Originally Posted by
rapattack
Stacking is like falling with the bike.
Ah, OK. Never heard it called stacking before. Crashing, wiping out, taking a tumble, taking a dive, a spill, even plain ol' falling I'd understood right off.
Originally Posted by
rapattack
The gears inside the motor. I don't have a pic. The motor is enclosed.

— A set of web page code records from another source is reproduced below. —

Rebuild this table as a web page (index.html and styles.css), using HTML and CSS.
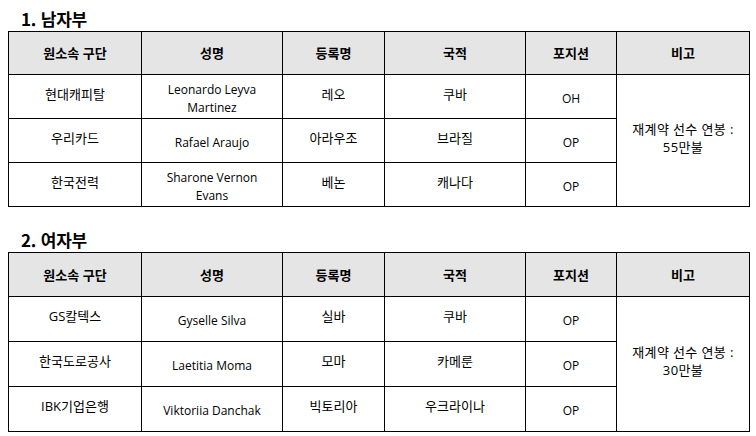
FILE: index.html
```html
<!DOCTYPE html>
<html lang="ko">
<head>
<meta charset="utf-8">
<title>외국인 선수 재계약</title>
<link rel="stylesheet" href="styles.css">
</head>
<body>
<main class="page">
  <section class="group">
    <h2 class="title">1. 남자부</h2>
    <table class="roster">
      <colgroup>
        <col class="c1"><col class="c2"><col class="c3"><col class="c4"><col class="c5"><col class="c6">
      </colgroup>
      <thead>
        <tr><th>원소속 구단</th><th>성명</th><th>등록명</th><th>국적</th><th>포지션</th><th>비고</th></tr>
      </thead>
      <tbody>
        <tr><td>현대캐피탈</td><td class="lat">Leonardo Leyva<br>Martinez</td><td>레오</td><td>쿠바</td><td class="lat">OH</td><td rowspan="3" class="note">재계약 선수 연봉 :<br>55만불</td></tr>
        <tr><td>우리카드</td><td class="lat">Rafael Araujo</td><td>아라우조</td><td>브라질</td><td class="lat">OP</td></tr>
        <tr><td>한국전력</td><td class="lat">Sharone Vernon<br>Evans</td><td>베논</td><td>캐나다</td><td class="lat">OP</td></tr>
      </tbody>
    </table>
  </section>
  <section class="group second">
    <h2 class="title">2. 여자부</h2>
    <table class="roster tall">
      <colgroup>
        <col class="c1"><col class="c2"><col class="c3"><col class="c4"><col class="c5"><col class="c6">
      </colgroup>
      <thead>
        <tr><th>원소속 구단</th><th>성명</th><th>등록명</th><th>국적</th><th>포지션</th><th>비고</th></tr>
      </thead>
      <tbody>
        <tr><td>GS칼텍스</td><td class="lat">Gyselle Silva</td><td>실바</td><td>쿠바</td><td class="lat">OP</td><td rowspan="3" class="note">재계약 선수 연봉 :<br>30만불</td></tr>
        <tr><td>한국도로공사</td><td class="lat">Laetitia Moma</td><td>모마</td><td>카메룬</td><td class="lat">OP</td></tr>
        <tr><td>IBK기업은행</td><td class="lat">Viktoriia Danchak</td><td>빅토리아</td><td>우크라이나</td><td class="lat">OP</td></tr>
      </tbody>
    </table>
  </section>
</main>
</body>
</html>
```
FILE: styles.css
```css
html, body {
  margin: 0;
  padding: 0;
  background: #ffffff;
}
body {
  font-family: "Open Sans", "Noto Sans CJK KR", sans-serif;
  color: #000;
}
.page {
  padding: 0 7px 0 8px;
}
.group.second {
  margin-top: 14px;
}
.title {
  margin: 0;
  height: 31px;
  box-sizing: border-box;
  padding: 9px 0 0 13px;
  font-family: "Noto Sans CJK KR", sans-serif;
  font-size: 17px;
  line-height: 20px;
  font-weight: 700;
  letter-spacing: -0.2px;
}
.roster {
  width: 742px;
  border-collapse: collapse;
  table-layout: fixed;
  font-size: 13px;
}
.c1 { width: 133px; }
.c2 { width: 141px; }
.c3 { width: 102px; }
.c4 { width: 141px; }
.c5 { width: 91px; }
.c6 { width: 133px; }
.roster th,
.roster td {
  border: 1px solid #000;
  text-align: center;
  vertical-align: middle;
  padding: 0 4px;
  line-height: 18px;
}
.roster th {
  background: #e5e5e5;
  font-family: "Noto Sans CJK KR", sans-serif;
  font-weight: 700;
  height: 43px;
  box-sizing: border-box;
}
.roster td {
  height: 44px;
  box-sizing: border-box;
  font-weight: 400;
  padding-bottom: 6px;
}
.roster.tall th { height: 44px; }
.roster.tall td { height: 45px; }
.roster td.lat {
  font-size: 12px;
  padding-top: 4px;
  padding-bottom: 0;
}
.roster td.note {
  line-height: 18px;
  letter-spacing: 0.4px;
  padding-bottom: 6px;
  padding-left: 2px;
  padding-right: 2px;
}
```
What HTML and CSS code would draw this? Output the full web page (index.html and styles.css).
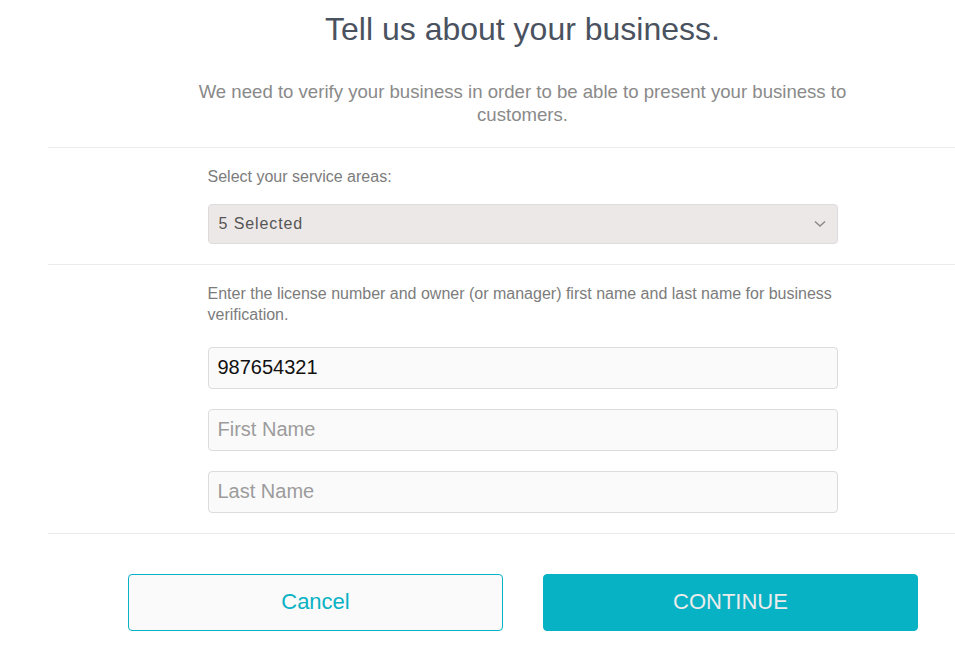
FILE: index.html
```html
<!DOCTYPE html>
<html>
<head>
<meta charset="utf-8">
<link rel="stylesheet" href="styles.css">
</head>
<body>
<div class="page">
  <header class="intro">
    <h1 class="title">Tell us about your business.</h1>
    <p class="subtitle">We need to verify your business in order to be able to present your business to customers.</p>
  </header>
  <section class="section">
    <div class="inner">
      <p class="label">Select your service areas:</p>
      <div class="select">
        <span class="select-text">5 Selected</span>
        <svg class="chevron" width="12" height="8" viewBox="0 0 12 8"><path d="M1 1.5 L6 6 L11 1.5" fill="none" stroke="#8a8a8a" stroke-width="1.5"/></svg>
      </div>
    </div>
  </section>
  <section class="section">
    <div class="inner">
      <p class="label">Enter the license number and owner (or manager) first name and last name for business verification.</p>
      <div class="fields">
        <input class="field" type="text" value="987654321">
        <input class="field" type="text" placeholder="First Name">
        <input class="field" type="text" placeholder="Last Name">
      </div>
    </div>
  </section>
  <div class="actions">
    <button class="btn btn-cancel">Cancel</button>
    <button class="btn btn-continue">CONTINUE</button>
  </div>
</div>
</body>
</html>
```
FILE: styles.css
```css
html, body {
  margin: 0;
  padding: 0;
  background: #fff;
  overflow: hidden;
}
body {
  font-family: "Liberation Sans", Arial, sans-serif;
}
.page {
  margin-left: 48px;
  width: 949px;
}
.intro {
  padding-top: 11px;
  padding-bottom: 21px;
  border-bottom: 1px solid #ececec;
  text-align: center;
}
.title {
  margin: 0;
  font-size: 32px;
  line-height: 36px;
  font-weight: normal;
  color: #4a5260;
}
.subtitle {
  margin: 33px auto 0;
  max-width: 670px;
  font-size: 18.6px;
  line-height: 23px;
  color: #8a8a8a;
}
.section {
  border-bottom: 1px solid #ececec;
  padding: 18px 0 20px;
}
.inner {
  width: 630px;
  margin: 0 auto;
}
.label {
  margin: 0;
  font-size: 16px;
  line-height: 21px;
  color: #7c7c7c;
}
.select {
  margin-top: 17px;
  height: 38px;
  border: 1px solid #dcdcdc;
  border-radius: 4px;
  background: #ece8e7;
  display: flex;
  align-items: center;
  justify-content: space-between;
  padding: 0 10px;
}
.select-text {
  font-size: 16px;
  color: #555;
  letter-spacing: 0.9px;
}
.chevron {
  margin-right: 1px;
}
.fields {
  margin-top: 22px;
  display: flex;
  flex-direction: column;
  gap: 20px;
}
.field {
  box-sizing: border-box;
  height: 42px;
  width: 100%;
  margin: 0;
  border: 1px solid #dcdcdc;
  border-radius: 4px;
  background: #fafafa;
  padding: 0 9px 2px;
  font-family: "Liberation Sans", Arial, sans-serif;
  font-size: 20px;
  color: #111;
  outline: none;
}
.field::placeholder {
  color: #9c9c9c;
}
.actions {
  margin-top: 40px;
  padding-left: 1px;
  display: flex;
  justify-content: center;
  gap: 40px;
}
.btn {
  box-sizing: border-box;
  width: 375px;
  height: 57px;
  padding-bottom: 3px;
  border-radius: 4px;
  font-family: "Liberation Sans", Arial, sans-serif;
  font-size: 22px;
  cursor: pointer;
}
.btn-cancel {
  background: #fafafa;
  border: 1px solid #07b2c4;
  color: #07b2c4;
}
.btn-continue {
  background: #07b2c4;
  border: 1px solid #07b2c4;
  color: #ececec;
}
```
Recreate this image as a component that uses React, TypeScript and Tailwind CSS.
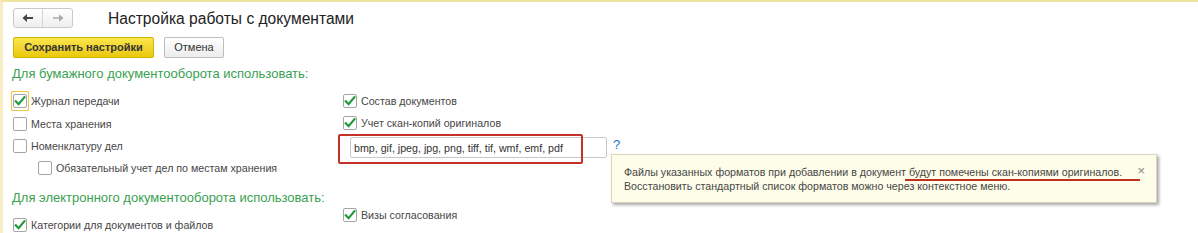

Then it's not your responsibility. A properly engineered drive line shouldn't fail like that. There should be a fuse (or some other limiter) that'd blow before the motor/gearbox is allowed to torque itself to death.
Originally Posted by
rapattack
Its just a theory....there are so many possibilities about this....the weight of the batteries is one of them
You've gotta look at the whole assembly, vehicle + driver. Sure, the new batteries are a lot chunkier than what you had before, but what was that in proportion to the overall weight? I'm guessing maybe a 10% increase total. It'd have to have been a fairly borderline system to start with if 10% was enough to break it.
Originally Posted by
rapattack
. They sit on a trailor.
A proper bike trailer, or something improvised that clunks around a lot? If the motor is shoddily engineered, reverse torque may be an issue. A very sudden increase in load can certainly contribute too.
Originally Posted by
rapattack
So are you saying that the speed would be reduced with one battery or the lasting power?
The speed would be greatly reduced. Electricity is often compared with water. Think of the batteries as a tank. The volume of the tank is similar to the capacity in amp hours, and the voltage is similar to how high the tank is sitting as compared to where you are.
Say that at the moment you have the tank 36 feet up in the air, and a hose running down to ground level. Open the hose and you get a decent squirt out of it.
If you decide to go with one battery, it'd be like only having the tank 12 feet up in the air. Opening the hose now would give a much weaker jet of water. And it's the strength of that jet of water that's pushing you forward.
You might get away with using 2 batteries though, but it depends on how clever the control electronics (the throttle) are. If its' built only to accomodate 36 V systems and you start feeding it 24 V it might decide that something is seriously wrong and shut down immediately.